Purpose-led companies, including our fellow B Corps, have made tremendous strides over the past decade in challenging “business as usual”, inventing new social impact business models and delivering tangible change. But fiendishly complex economic, social and environmental problems continue to mount. We’re now facing our own moment of reckoning, a challenge to “good-business-as-usual”. It’s time for the mission-driven business movement to step up and find an extra gear.

We believe that extra gear is participation.

As purposeful brands, we limit our potential impact when we confine ourselves to delivering positive change on behalf of our customers and supporters. This happens when we let the product or business model do all the work, and where people just have to tap their card to receive a warm glow. This is a very welcome change to what went before! But we sense a vast missed opportunity.

Our core belief at New Citizenship Project is that we are leaving the era of the Consumer and entering the emerging era of the Citizen. Everywhere you look, people are increasingly searching for agency over what matters to them, as well as opportunities to create, connect, belong and participate with those who feel the same way. Our work is rooted in the insight that organisations become more impactful when they open themselves up to this shift and engage with people as citizens rather than consumers.
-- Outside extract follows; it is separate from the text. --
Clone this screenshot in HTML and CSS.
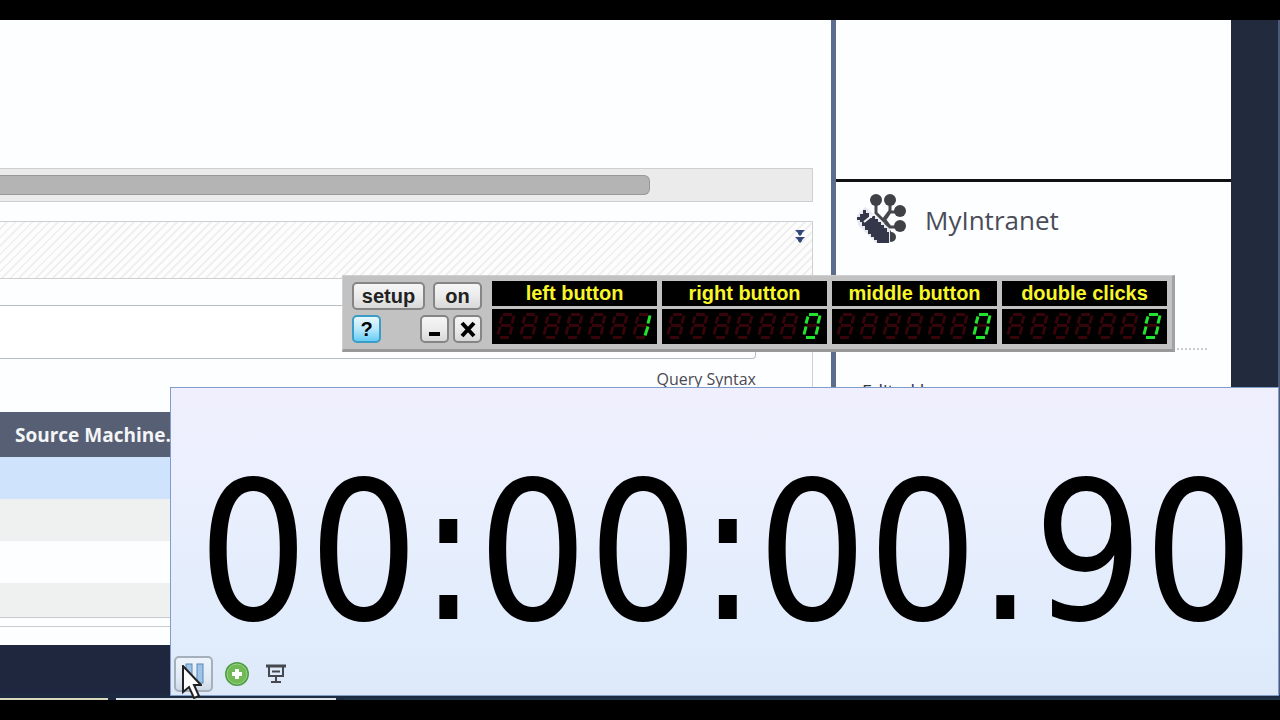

What does this mean for mission-driven business? In short, we see an opportunity to take the movement to the next level. By shifting our collective thinking about the relationships between citizens and businesses, we can build commercial enterprises into platforms for participatory purpose, above and beyond the act of consumption. Embracing this approach will supercharge both social impact and commercial performance.

This involves three radical shifts, that we invite you to explore with us.

#1 Set Your Purpose Free

Reinventing business for the greater good is a truly heroic act. But it can be a creative and eye-opening shift to think of your organisation’s purpose less as a heroic statement of intent, and more as a shared challenge or burning question to be held with others. Embracing participatory purpose means adding a dash of humility to the mix and recognising that you face a challenge that is so big that you have no choice but to work with and through people in order to deliver meaningfully.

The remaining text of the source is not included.